Dostałam dzisiaj maila od mojej wieloletniej przyjaciółki i wzruszyłam się do łez. Przeczytałam w nim, że jestem jej ulubiona pisarką. Nic nadzwyczajnego pomyślisz, ale dla mnie ten mail to był prawdziwy prezent, nieocenione słowa mocy. Słowa wypłynęły od niej - moc wniknęła we mnie.
Pewność, że ktoś czyta to co ja napiszę i jeszcze ma ochotę odpisać co o tym czytaniu myśli. Pewność, że trafiłam w gust mojego czytelnika nawet wtedy, kiedy tym czytelnikiem jest moja przyjaciółka, a może właśnie wtedy. Pewność, że kierunek w którym zmierzam z moim pisaniem (dla mnie twórczością), jest dobrze obrany. Bo po co zbaczać z kursu i szukać po omacku czytelnika jak właśnie dostałam sygnał z latarni morskiej naszej przyjaźni, że właśnie przypływam do celu.

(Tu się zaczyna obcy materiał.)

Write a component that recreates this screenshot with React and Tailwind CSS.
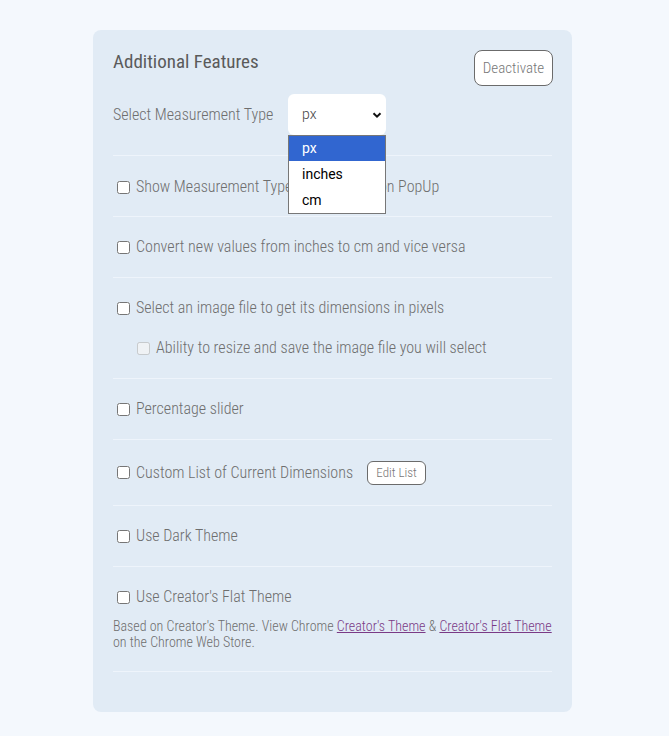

Zostałam ulubioną pisarką mojej przyjaciółki. Dla takich chwil warto żyć, pisać i tworzyć swoją radosną przystań własnych marzeń.
Pomyślisz - dlaczego ona tak się tym egzaltuje? To ja ci odpowiem - bo mam prawdziwą przyjaciółkę, która w chwilach radości spowodowanej czytaniem mojej twórczości napisała coś, na co ja od dawna czekałam – IMPULS DO DALSZEJ PRACY. Malutki sygnał, że to co robię ma sens, czyż nie o to chodzi w życiu?
Jeżeli masz przyjaciół, którzy zadają sobie trud tworzenia, budują swoje małe imperium istnienia to wspieraj ich pracę, choćby drobnym gestem (np. napisz niespodziewanego maila). Mów, co myślisz o tym co przyjaciel robi, szczerze, konstruktywnie i bez owijania w bawełnę. A jeśli widzisz okiem obserwatora, że twój przyjaciel właśnie zbacza z kursu - powiedz mu o tym.
Niech kieruje tobą chęć pomocy, a nie rywalizacji, chyba, że ta rywalizacja wyjdzie wam na zdrowie. Co ja ci będę mówiła, sama wiesz najlepiej co twojej przyjaźni jest teraz potrzebne. Moja przyjaciółka trafiła w dziesiątkę, bo to czego ja teraz najbardziej potrzebuję to WSPARCIA i SŁÓW MOCY.
Dziękuję Ci za to moja NAJLEPSZA PRZYJACIÓŁKO!